Part of a data file:
■ ■ ■ ■
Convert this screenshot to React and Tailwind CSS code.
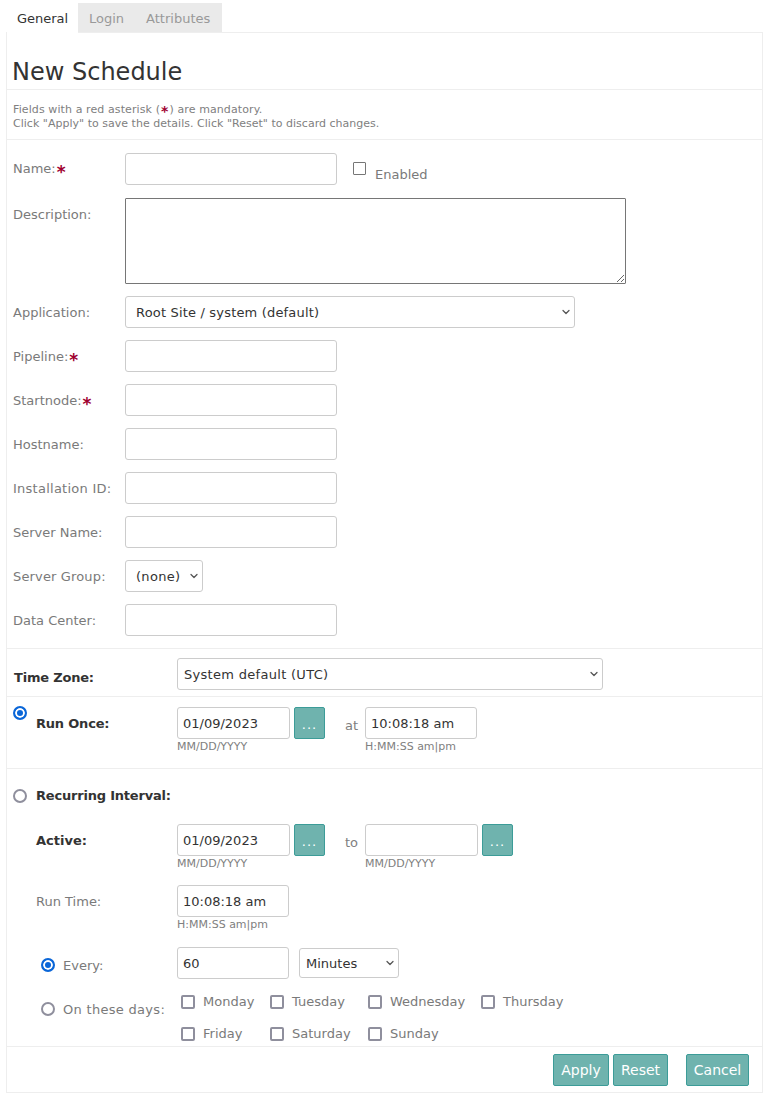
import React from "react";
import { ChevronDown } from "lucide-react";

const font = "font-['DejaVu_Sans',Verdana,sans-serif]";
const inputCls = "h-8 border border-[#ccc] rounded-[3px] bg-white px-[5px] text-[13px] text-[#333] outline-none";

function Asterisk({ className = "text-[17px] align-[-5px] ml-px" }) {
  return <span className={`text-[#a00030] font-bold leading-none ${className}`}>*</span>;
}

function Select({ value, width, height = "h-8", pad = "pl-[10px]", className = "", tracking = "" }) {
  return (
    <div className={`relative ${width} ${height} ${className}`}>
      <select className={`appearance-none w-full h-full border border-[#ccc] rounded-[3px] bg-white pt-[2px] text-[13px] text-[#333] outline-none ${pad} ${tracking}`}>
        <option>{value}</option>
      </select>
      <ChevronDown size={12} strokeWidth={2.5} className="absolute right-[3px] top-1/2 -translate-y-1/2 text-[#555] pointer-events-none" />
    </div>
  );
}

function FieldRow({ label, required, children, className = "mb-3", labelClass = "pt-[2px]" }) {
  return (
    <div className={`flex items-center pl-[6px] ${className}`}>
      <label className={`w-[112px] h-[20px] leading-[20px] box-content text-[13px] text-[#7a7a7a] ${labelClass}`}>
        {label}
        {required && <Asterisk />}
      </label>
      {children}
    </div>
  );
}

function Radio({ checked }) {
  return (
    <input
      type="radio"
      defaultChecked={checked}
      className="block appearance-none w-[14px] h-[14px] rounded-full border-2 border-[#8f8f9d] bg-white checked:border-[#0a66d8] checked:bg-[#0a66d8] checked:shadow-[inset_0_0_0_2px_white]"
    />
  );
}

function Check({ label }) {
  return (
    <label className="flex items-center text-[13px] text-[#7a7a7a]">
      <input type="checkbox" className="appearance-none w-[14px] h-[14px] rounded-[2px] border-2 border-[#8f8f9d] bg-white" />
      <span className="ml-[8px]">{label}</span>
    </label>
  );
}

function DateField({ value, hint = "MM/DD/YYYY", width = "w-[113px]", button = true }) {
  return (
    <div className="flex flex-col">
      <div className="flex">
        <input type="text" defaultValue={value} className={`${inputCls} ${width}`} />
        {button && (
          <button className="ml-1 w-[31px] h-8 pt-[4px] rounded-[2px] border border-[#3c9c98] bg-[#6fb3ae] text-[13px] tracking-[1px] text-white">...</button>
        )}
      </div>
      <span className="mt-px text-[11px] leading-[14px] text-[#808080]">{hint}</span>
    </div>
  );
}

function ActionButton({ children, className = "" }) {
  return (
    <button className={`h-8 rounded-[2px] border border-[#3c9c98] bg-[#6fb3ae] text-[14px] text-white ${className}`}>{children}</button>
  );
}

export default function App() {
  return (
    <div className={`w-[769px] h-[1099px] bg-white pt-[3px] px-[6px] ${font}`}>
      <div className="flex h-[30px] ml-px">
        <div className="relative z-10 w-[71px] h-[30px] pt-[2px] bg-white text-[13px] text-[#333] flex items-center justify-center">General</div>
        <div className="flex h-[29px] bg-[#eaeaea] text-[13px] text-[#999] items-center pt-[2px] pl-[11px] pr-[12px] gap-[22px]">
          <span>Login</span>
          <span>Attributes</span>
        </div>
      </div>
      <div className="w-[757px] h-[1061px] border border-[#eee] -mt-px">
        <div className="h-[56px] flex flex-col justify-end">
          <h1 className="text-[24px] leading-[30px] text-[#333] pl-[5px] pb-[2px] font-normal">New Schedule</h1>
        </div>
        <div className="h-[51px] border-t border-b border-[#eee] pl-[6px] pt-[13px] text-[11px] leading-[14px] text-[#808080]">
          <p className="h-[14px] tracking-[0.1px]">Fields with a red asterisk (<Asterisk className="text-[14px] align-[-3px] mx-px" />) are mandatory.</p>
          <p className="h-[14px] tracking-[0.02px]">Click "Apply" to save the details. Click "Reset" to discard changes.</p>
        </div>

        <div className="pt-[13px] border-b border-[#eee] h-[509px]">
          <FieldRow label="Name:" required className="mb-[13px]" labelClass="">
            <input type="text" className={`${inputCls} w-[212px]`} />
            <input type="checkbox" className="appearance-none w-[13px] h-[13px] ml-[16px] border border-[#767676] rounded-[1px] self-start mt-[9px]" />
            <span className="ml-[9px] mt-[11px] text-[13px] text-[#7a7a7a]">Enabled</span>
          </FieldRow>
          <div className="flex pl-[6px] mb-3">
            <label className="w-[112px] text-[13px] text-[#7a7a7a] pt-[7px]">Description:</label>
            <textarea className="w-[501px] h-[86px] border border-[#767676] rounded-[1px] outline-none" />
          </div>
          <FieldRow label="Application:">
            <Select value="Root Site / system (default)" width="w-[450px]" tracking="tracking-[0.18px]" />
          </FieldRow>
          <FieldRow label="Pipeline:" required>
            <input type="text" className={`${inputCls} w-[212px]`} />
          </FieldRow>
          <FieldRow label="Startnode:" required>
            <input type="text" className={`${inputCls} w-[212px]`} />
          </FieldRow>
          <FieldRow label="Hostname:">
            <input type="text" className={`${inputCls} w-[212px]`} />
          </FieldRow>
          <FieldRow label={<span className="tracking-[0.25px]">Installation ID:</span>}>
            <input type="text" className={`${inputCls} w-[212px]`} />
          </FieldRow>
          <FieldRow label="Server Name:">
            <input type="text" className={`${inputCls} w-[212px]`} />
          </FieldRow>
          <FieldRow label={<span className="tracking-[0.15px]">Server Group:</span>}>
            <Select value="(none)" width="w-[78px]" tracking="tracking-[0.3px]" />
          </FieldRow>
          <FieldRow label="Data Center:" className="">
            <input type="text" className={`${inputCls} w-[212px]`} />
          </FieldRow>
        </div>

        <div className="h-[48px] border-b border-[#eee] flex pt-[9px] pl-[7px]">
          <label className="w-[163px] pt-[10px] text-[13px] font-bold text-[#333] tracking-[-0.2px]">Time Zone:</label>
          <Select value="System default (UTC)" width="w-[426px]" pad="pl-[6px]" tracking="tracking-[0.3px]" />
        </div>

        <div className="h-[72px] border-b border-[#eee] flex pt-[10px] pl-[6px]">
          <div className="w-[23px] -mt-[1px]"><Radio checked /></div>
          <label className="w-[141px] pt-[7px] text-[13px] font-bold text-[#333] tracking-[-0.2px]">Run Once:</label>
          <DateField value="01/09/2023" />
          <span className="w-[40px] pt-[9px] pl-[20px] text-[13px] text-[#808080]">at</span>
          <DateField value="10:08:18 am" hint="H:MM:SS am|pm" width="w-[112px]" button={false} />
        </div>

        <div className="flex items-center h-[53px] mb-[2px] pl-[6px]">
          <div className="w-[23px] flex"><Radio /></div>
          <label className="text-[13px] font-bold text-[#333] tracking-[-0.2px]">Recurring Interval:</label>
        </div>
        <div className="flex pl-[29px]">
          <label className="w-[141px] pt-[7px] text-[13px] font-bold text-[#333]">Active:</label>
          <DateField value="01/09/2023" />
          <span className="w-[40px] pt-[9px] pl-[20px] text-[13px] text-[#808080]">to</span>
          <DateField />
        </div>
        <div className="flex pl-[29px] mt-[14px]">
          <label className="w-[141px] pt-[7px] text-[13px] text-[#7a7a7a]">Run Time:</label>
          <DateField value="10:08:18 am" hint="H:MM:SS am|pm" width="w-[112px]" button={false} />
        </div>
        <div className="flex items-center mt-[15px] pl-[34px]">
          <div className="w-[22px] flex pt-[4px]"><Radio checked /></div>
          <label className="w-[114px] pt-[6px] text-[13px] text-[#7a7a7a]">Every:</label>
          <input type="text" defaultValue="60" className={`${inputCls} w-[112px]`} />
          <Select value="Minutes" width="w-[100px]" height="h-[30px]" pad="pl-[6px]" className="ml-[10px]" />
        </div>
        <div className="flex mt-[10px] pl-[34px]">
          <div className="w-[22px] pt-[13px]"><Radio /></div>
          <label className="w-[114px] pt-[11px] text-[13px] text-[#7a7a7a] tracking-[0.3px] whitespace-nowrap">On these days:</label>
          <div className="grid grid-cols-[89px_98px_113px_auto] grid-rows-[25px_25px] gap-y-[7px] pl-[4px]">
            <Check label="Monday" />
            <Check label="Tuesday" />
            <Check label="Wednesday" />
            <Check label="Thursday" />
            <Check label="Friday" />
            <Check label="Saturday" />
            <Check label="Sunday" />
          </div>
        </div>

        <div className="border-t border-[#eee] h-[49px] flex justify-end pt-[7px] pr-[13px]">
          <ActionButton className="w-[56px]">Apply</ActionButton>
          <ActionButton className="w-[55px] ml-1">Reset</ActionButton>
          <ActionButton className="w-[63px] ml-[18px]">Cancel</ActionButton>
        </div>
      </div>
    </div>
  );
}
■ ■ ■ ■
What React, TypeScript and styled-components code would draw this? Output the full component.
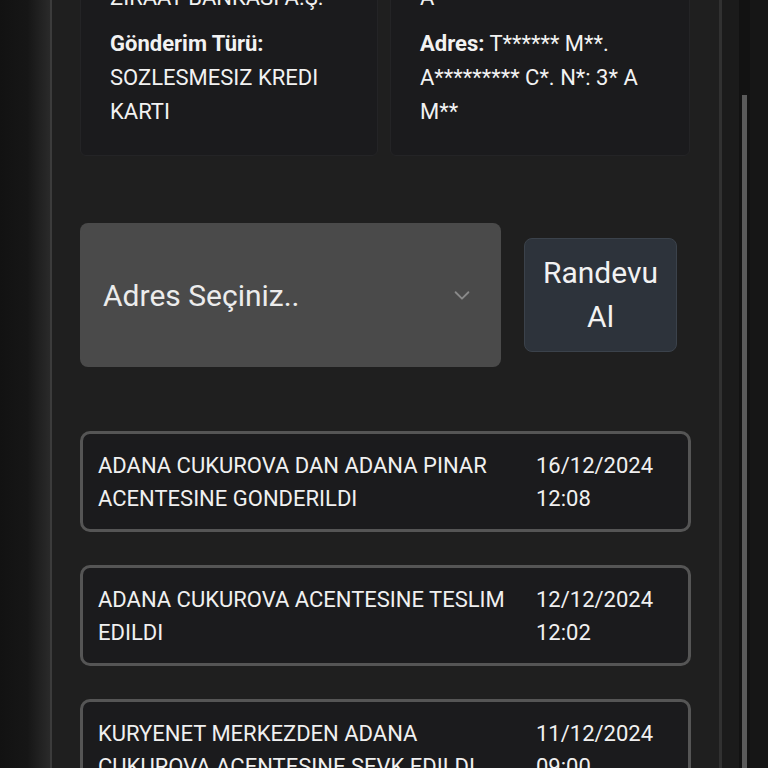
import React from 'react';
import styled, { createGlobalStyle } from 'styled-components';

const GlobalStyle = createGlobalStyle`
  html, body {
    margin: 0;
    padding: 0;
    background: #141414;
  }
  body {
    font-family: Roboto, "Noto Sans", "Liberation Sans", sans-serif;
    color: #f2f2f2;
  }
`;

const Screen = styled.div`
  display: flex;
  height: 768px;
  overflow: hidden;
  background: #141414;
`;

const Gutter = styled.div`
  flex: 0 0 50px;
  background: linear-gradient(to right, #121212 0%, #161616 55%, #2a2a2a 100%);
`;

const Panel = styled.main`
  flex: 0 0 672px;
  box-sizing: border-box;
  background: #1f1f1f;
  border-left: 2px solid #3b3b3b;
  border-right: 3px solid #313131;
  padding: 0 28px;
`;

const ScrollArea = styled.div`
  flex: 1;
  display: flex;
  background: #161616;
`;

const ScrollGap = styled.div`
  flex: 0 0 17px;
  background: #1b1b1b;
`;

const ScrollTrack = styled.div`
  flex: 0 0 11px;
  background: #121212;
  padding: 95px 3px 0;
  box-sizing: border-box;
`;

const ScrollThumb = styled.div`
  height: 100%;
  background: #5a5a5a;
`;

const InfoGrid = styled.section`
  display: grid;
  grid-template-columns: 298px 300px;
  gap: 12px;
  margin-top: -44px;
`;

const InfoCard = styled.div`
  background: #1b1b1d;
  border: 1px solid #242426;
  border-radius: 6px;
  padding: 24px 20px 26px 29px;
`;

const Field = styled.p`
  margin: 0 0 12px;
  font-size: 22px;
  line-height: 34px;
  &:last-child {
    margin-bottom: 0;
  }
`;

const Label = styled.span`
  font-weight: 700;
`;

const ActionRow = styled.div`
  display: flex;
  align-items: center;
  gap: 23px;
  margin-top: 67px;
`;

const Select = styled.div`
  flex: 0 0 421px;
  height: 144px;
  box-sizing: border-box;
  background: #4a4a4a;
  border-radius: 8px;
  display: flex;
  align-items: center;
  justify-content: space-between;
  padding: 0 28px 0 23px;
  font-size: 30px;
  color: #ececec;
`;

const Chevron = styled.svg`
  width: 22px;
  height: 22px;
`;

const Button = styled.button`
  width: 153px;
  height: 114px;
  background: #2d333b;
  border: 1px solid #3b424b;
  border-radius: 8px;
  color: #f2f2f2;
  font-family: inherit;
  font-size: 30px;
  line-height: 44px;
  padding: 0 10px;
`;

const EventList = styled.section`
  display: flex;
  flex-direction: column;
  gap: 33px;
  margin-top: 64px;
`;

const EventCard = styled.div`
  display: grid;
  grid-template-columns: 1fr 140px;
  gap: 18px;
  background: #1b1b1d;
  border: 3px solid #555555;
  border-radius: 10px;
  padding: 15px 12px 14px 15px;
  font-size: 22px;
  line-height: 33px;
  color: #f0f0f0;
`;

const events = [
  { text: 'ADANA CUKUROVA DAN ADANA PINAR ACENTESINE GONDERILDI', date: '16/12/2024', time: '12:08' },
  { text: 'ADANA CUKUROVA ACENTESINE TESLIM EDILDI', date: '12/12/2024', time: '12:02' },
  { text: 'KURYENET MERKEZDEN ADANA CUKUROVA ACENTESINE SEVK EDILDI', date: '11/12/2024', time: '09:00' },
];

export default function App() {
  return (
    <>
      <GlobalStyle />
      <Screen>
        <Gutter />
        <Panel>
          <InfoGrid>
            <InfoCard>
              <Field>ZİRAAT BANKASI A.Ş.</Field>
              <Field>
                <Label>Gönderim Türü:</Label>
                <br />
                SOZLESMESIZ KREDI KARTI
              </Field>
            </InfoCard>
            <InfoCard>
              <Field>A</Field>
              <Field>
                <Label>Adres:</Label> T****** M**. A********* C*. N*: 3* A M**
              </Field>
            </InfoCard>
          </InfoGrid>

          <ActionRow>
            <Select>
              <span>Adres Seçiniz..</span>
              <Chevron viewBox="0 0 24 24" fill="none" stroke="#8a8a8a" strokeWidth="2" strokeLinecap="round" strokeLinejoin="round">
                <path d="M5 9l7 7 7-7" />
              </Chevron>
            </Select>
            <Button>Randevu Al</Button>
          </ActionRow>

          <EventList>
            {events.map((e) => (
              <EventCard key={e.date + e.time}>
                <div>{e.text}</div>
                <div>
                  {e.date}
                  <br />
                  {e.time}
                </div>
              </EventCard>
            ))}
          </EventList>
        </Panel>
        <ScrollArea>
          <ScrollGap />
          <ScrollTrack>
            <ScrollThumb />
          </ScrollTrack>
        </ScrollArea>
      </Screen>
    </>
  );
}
■ ■ ■ ■
TO BE DONE:
Exactly and only the lines from the line with "Convert this screenshot" to the line with "rounded-[3px] bg-white px-[5px]", both ends included, should be echoed. Do not carry over the pictures.

RESULT:
Convert this screenshot to React and Tailwind CSS code.
import React from "react";
import { ChevronDown } from "lucide-react";

const font = "font-['DejaVu_Sans',Verdana,sans-serif]";
const inputCls = "h-8 border border-[#ccc] rounded-[3px] bg-white px-[5px] text-[13px] text-[#333] outline-none";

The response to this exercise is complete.